Pursuant to the ELA and subject to the limitations set forth in the ELA, The Regents  granted to Licensee an exclusive license (the "License") under The Regents’ interest in Provisional Patent Application No. 61/030,316 entitled “SCREENING TEST FOR GESTATIONAL DIABETES MELLITUS” filed 02/21/2008 (UCLA Case No. 2007-523-1) (“Regents Patent Rights”) in jurisdictions where Regents' Patent Rights exist, to make, have made, use, sell, offer for sale and import Licensed Products (as “Licensed Products” is defined in the ELA) and to practice Licensed Methods (as “Licensed Methods” is defined in the ELA) in all fields of use to the extent permitted by law.  

"Licensed Product", as defined in the ELA,  means any article, composition, apparatus, substance, chemical, or any other material covered by Regents' Patent Rights or whose manufacture, use or sale would, absent the license granted under the ELA, constitute an infringement, inducement of infringement, or contributory infringement, of any claim within Regents' Patent Rights, or any service, article, composition, apparatus, chemical, substance, or any other material made, used, or sold by or utilizing or practicing a Licensed Method.

"Licensed Method", as defined in the ELA, means any process, service, or method which is covered by Regents' Patent Rights or whose use or practice would, absent the license granted under the ELA, constitute an infringement, inducement of infringement, or contributory infringement, of any claim within Regents' Patent Rights.

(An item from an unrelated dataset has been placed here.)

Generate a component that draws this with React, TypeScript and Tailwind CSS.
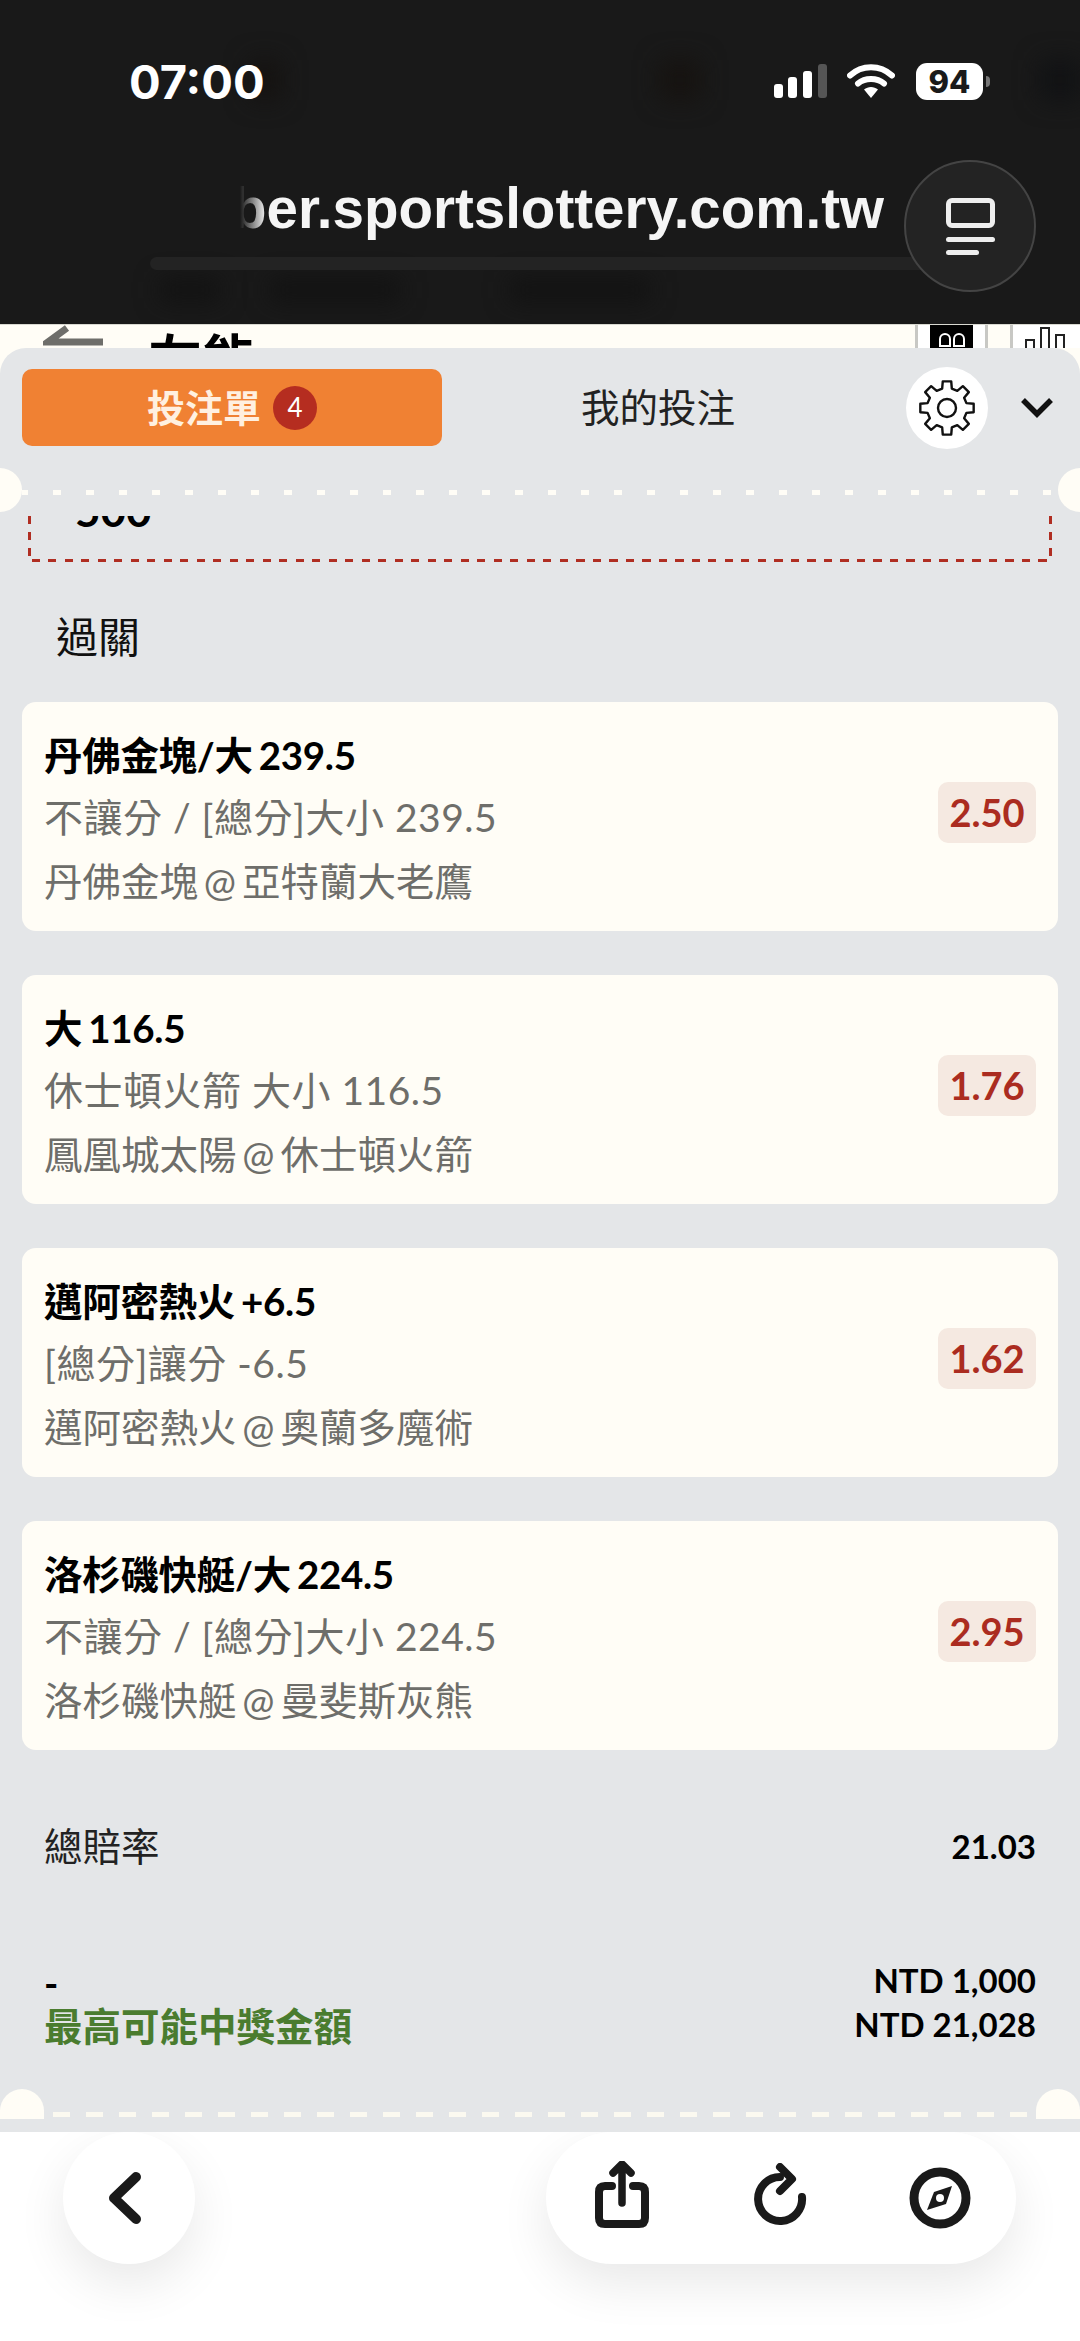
const cream = "bg-[#fffdf6]"

const gearPath = (() => {
  const cx = 30
  const cy = 30
  const pts: string[] = []
  const p = (r: number, deg: number) => {
    const a = (deg * Math.PI) / 180
    return `${(cx + r * Math.cos(a)).toFixed(2)} ${(cy + r * Math.sin(a)).toFixed(2)}`
  }
  for (let i = 0; i < 8; i++) {
    const c = i * 45 - 90
    pts.push(p(20, c - 14), p(27, c - 9), p(27, c + 9), p(20, c + 14))
  }
  return "M" + pts.join("L") + "Z"
})()

const bets = [
  { title: "丹佛金塊/大 239.5", market: "不讓分 / [總分]大小 239.5", match: "丹佛金塊 @ 亞特蘭大老鷹", odds: "2.50" },
  { title: "大 116.5", market: "休士頓火箭 大小 116.5", match: "鳳凰城太陽 @ 休士頓火箭", odds: "1.76" },
  { title: "邁阿密熱火 +6.5", market: "[總分]讓分 -6.5", match: "邁阿密熱火 @ 奧蘭多魔術", odds: "1.62" },
  { title: "洛杉磯快艇/大 224.5", market: "不讓分 / [總分]大小 224.5", match: "洛杉磯快艇 @ 曼斐斯灰熊", odds: "2.95" },
]

function BetCard({ title, market, match, odds }: (typeof bets)[number]) {
  return (
    <div className={`flex h-[229px] items-center justify-between rounded-[14px] ${cream} pl-[22px] pr-[22px]`}>
      <div className="pt-[3px] text-[39px] leading-[62px] text-[#6e6e6a]">
        <div className="text-[38.5px] font-bold tracking-[-0.3px] text-black [word-spacing:-3px]">{title}</div>
        <div className="tracking-[0.5px]">{market}</div>
        <div className="mt-[2px] text-[38.5px] [word-spacing:-4px]">{match}</div>
      </div>
      <div className="mb-[9px] flex h-[61px] w-[98px] items-center justify-center rounded-[10px] bg-[#f5e9e1] text-[38px] font-bold text-[#ab2c20]">
        {odds}
      </div>
    </div>
  )
}

function StatusBar() {
  return (
    <div className="flex h-[62px] items-center justify-between pl-[129px] pr-[90px] pt-[0px]">
      <span className="font-['Inter',sans-serif] text-[47px] font-bold leading-none text-white">07:00</span>
      <div className="flex items-center">
        <svg width="54" height="34" viewBox="0 0 54 34" className="block">
          <rect x="0" y="20" width="9" height="14" rx="3" fill="#fff" />
          <rect x="14" y="13" width="9" height="21" rx="3" fill="#fff" />
          <rect x="29" y="7" width="9" height="27" rx="3" fill="#fff" />
          <rect x="44" y="0" width="9" height="34" rx="3" fill="#555" />
        </svg>
        <svg width="48" height="34" viewBox="0 0 48 34" className="ml-[19px] block">
          <path d="M3 11.5C15 0.5 33 0.5 45 11.5" fill="none" stroke="#fff" strokeWidth="6" strokeLinecap="round" />
          <path d="M11 19.5C18 13.5 30 13.5 37 19.5" fill="none" stroke="#fff" strokeWidth="6" strokeLinecap="round" />
          <path d="M17 25.5C21 22 27 22 31 25.5L24 34Z" fill="#fff" />
        </svg>
        <div className="ml-[21px] flex h-[37px] w-[67px] items-center justify-center rounded-[11px] bg-white font-['Inter',sans-serif] text-[31px] font-extrabold leading-none text-[#1a1a1a]">
          94
        </div>
        <div className="ml-[3px] h-[11px] w-[4px] rounded-r-full bg-[#777]" />
      </div>
    </div>
  )
}

function BrowserBar() {
  return (
    <div className="relative h-[324px] overflow-hidden bg-[#191919]">
      {/* page behind the bar, blurred */}
      <div className="absolute left-[250px] top-[60px] h-[40px] w-[30px] bg-[#141210] blur-md" />
      <div className="absolute left-[660px] top-[60px] h-[40px] w-[40px] bg-[#161310] blur-md" />
      <div className="absolute left-[1040px] top-[60px] h-[40px] w-[40px] bg-[#111214] blur-md" />
      <div className="absolute left-[160px] top-[280px] h-[20px] w-[60px] bg-[#111] blur-md" />
      <div className="absolute left-[270px] top-[280px] h-[20px] w-[130px] bg-[#111] blur-md" />
      <div className="absolute left-[510px] top-[280px] h-[20px] w-[140px] bg-[#111] blur-md" />

      <div className="relative pt-[50px]">
        <StatusBar />
        <div className="ml-[240px] mt-[65px] h-[64px] w-[644px] overflow-hidden">
          <div className="relative flex justify-end whitespace-nowrap font-['Liberation_Sans',sans-serif] text-[56.5px] font-bold leading-[64px] text-[#f5f5f5]">
            ber.sportslottery.com.tw
            <div className="absolute inset-y-0 left-0 w-[26px] bg-gradient-to-r from-[#191919] to-transparent" />
          </div>
        </div>
        <div className="ml-[150px] mt-[16px] h-[13px] w-[790px] rounded-full bg-[#232323]" />
      </div>

      {/* tab overview button */}
      <div className="absolute left-[904px] top-[160px] flex h-[132px] w-[132px] flex-col items-center justify-center rounded-full border-2 border-[#444] bg-[#232323]">
        <div className="h-[30px] w-[49px] rounded-[6px] border-[5px] border-[#eee]" />
        <div className="mt-[9px] h-[5px] w-[49px] rounded-full bg-[#eee]" />
        <div className="mr-[15px] mt-[8px] h-[5px] w-[33px] rounded-full bg-[#eee]" />
      </div>
    </div>
  )
}

function PageBehind() {
  return (
    <div className={`flex h-[24px] items-start overflow-hidden border-t border-[#d8d8d0] ${cream}`}>
      <svg width="62" height="24" viewBox="0 0 62 24" className="ml-[43px] block shrink-0">
        <path d="M24 3L5 17H60" fill="none" stroke="#6e6e6a" strokeWidth="7" />
      </svg>
      <span className="ml-[43px] whitespace-nowrap text-[54px] font-bold leading-[70px] text-black">左能</span>
      <div className="ml-auto flex h-[24px] items-start">
        <div className="h-[24px] w-[3px] bg-[#c8c8c4]" />
        <div className="flex h-[24px] w-[67px] justify-center bg-white">
          <div className="flex h-[24px] w-[43px] items-end justify-center gap-[2px] bg-black pb-[2px]">
            <div className="h-[14px] w-[12px] rounded-t-full border-2 border-white" />
            <div className="h-[14px] w-[12px] rounded-t-full border-2 border-white" />
          </div>
        </div>
        <div className="h-[24px] w-[3px] bg-[#c8c8c4]" />
        <div className="w-[22px]" />
        <div className="h-[24px] w-[3px] bg-[#c8c8c4]" />
        <div className="flex h-[24px] w-[67px] items-end gap-[5px] bg-white pl-[12px]">
          <div className="h-[10px] w-[10px] border-2 border-b-0 border-[#222]" />
          <div className="h-[22px] w-[10px] border-2 border-b-0 border-[#222]" />
          <div className="h-[15px] w-[10px] border-2 border-b-0 border-[#222]" />
        </div>
      </div>
    </div>
  )
}

function TicketHeader() {
  return (
    <div className="flex h-[77px] items-center pl-[22px] pr-[25px]">
      <div className="flex h-[77px] w-[420px] items-center justify-center rounded-[10px] bg-[#f08133] text-[38px] font-bold text-[#fff0e0]">
        投注單
        <span className="ml-[12px] flex h-[44px] w-[44px] items-center justify-center rounded-full bg-[#b52d20] text-[26px] font-normal text-white">
          4
        </span>
      </div>
      <div className="flex-1 pr-[32px] text-center text-[38.5px] text-[#222]">我的投注</div>
      <div className="flex h-[82px] w-[82px] items-center justify-center rounded-full bg-white">
        <svg width="60" height="60" viewBox="0 0 60 60">
          <path d={gearPath} fill="none" stroke="#111" strokeWidth="2.4" strokeLinejoin="round" />
          <circle cx="30" cy="30" r="9" fill="none" stroke="#111" strokeWidth="2.4" />
        </svg>
      </div>
      <svg width="36" height="24" viewBox="0 0 36 24" className="ml-[31px] block">
        <path d="M4 4L18 18L32 4" fill="none" stroke="#111" strokeWidth="5.5" />
      </svg>
    </div>
  )
}

function BottomBar() {
  return (
    <div className="flex h-[209px] items-start justify-between overflow-hidden bg-white pl-[63px] pr-[64px]">
      <div className="flex h-[132px] w-[132px] items-center justify-center rounded-full bg-white shadow-[0_20px_50px_rgba(0,0,0,0.09)]">
        <svg width="132" height="132" viewBox="0 0 132 132" className="block">
          <path d="M73 45L51 66L73 87" fill="none" stroke="#1a1a1a" strokeWidth="10" strokeLinecap="round" strokeLinejoin="round" />
        </svg>
      </div>
      <div className="flex h-[132px] w-[470px] items-center rounded-full bg-white pl-[46px] shadow-[0_20px_50px_rgba(0,0,0,0.09)]">
        <svg width="60" height="74" viewBox="0 0 60 74" className="block">
          <path d="M20 25H13C9 25 7 27 7 31V57C7 61 9 63 13 63H47C51 63 53 61 53 57V31C53 27 51 25 47 25H41" fill="none" stroke="#1a1a1a" strokeWidth="8" strokeLinecap="round" />
          <path d="M30 42V4M21 12L30 3L39 12" fill="none" stroke="#1a1a1a" strokeWidth="7.5" strokeLinecap="round" strokeLinejoin="round" />
        </svg>
        <svg width="60" height="70" viewBox="0 0 60 70" className="ml-[101px] block">
          <path d="M49 34A22 22 0 1 1 27 14" fill="none" stroke="#1a1a1a" strokeWidth="8" strokeLinecap="round" />
          <path d="M27 4L39 16L27 28" fill="none" stroke="#1a1a1a" strokeWidth="8" strokeLinecap="round" strokeLinejoin="round" />
        </svg>
        <svg width="62" height="62" viewBox="0 0 62 62" className="ml-[96px] block">
          <circle cx="31" cy="31" r="26" fill="none" stroke="#1a1a1a" strokeWidth="9" />
          <path d="M43 19L37 37L18 43L25 25Z" fill="#1a1a1a" />
          <circle cx="31" cy="31" r="4" fill="#fff" />
        </svg>
      </div>
    </div>
  )
}

export default function App() {
  return (
    <div className="flex h-[2341px] w-[1080px] flex-col overflow-hidden bg-white font-['Lato','Noto_Sans_CJK_TC',sans-serif]">
      <BrowserBar />
      <PageBehind />

      <div className={cream}>
        <div className="relative h-[1784px] overflow-hidden rounded-t-[26px] bg-[#e4e6e8] pt-[21px]">
          <TicketHeader />

          <div className="relative mx-[22px] mt-[44px] h-[5px] bg-[repeating-linear-gradient(90deg,#fffdf6_0_6px,transparent_6px_31px,#fffdf6_31px_33px)]">
            <div className={`absolute -left-[44px] -top-[22px] h-[44px] w-[44px] rounded-full ${cream}`} />
            <div className={`absolute -right-[44px] -top-[22px] h-[44px] w-[44px] rounded-full ${cream}`} />
          </div>

          {/* selected bet, scrolled away under the header */}
          <div className="relative mx-[28px] mt-[21px] h-[46px] overflow-hidden">
            <div className="-mt-[28px] pl-[47px] text-[44px] font-bold leading-[44px] text-black">500</div>
            <div className="absolute inset-y-0 left-0 w-[3px] bg-[repeating-linear-gradient(180deg,#b02e22_0_8px,transparent_8px_16px)]" />
            <div className="absolute inset-y-0 right-0 w-[3px] bg-[repeating-linear-gradient(180deg,#b02e22_0_8px,transparent_8px_16px)]" />
            <div className="absolute inset-x-[4px] bottom-0 h-[3px] bg-[repeating-linear-gradient(90deg,#b02e22_0_8px,transparent_8px_16.5px)]" />
          </div>

          <div className="ml-[56px] mt-[50px] text-[42px] leading-[50px] text-[#111]">過關</div>

          <div className="mt-[40px] flex flex-col gap-[44px] px-[22px]">
            {bets.map((bet) => (
              <BetCard key={bet.title} {...bet} />
            ))}
          </div>

          <div className="mt-[72px] flex h-[50px] items-center justify-between px-[44px] text-[38.5px] text-[#222]">
            <span>總賠率</span>
            <span className="text-[33px] font-bold text-black">21.03</span>
          </div>

          <div className="mt-[86px] flex items-start justify-between pl-[44px] pr-[44px] font-bold">
            <div className="pt-[4px] text-[38.5px] leading-[43px]">
              <div className="text-black">-</div>
              <div className="text-[#4a7c2f]">最高可能中獎金額</div>
            </div>
            <div className="text-right text-[33px] leading-[44px] text-black">
              <div>NTD 1,000</div>
              <div>NTD 21,028</div>
            </div>
          </div>

          <div className="absolute inset-x-0 top-[1741px] flex items-start justify-between">
            <div className={`h-[30px] w-[44px] rounded-t-full ${cream}`} />
            <div className="mt-[23px] h-[5px] flex-1 bg-[repeating-linear-gradient(90deg,transparent_0_9px,#fbf9f0_9px_26px,transparent_26px_33px)]" />
            <div className={`h-[30px] w-[44px] rounded-t-full ${cream}`} />
          </div>
        </div>
      </div>

      <BottomBar />
    </div>
  )
}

Pursuant to the ELA, Licensee shall be obligated to pay to The Regents for sales by Licensee and sublicensees :

(i) an earned royalty of Six percent (6%) of Net Sales of Licensed Products or Licensed Methods.

(ii) a minimum annual royalty of Fifty thousand dollars ($50,000) for the life of Regents' Patent Rights, beginning one year after the first commercial sale of Licensed Product.  The minimum annual royalty will be credited against the earned royalty due and owing for the calendar year in which the minimum payment was made.

(iii) pay to The Regents a license maintenance fee of Five thousand dollars ($5,000) beginning on the one-year anniversary date of the effective date of the ELA and continuing annually on each anniversary date of the Effective Date.  The maintenance fee will not be due and payable on any anniversary date of the effective date if on that date Licensee is commercially selling a Licensed Product and paying an earned royalty to The Regents on the sales of that Licensed Product.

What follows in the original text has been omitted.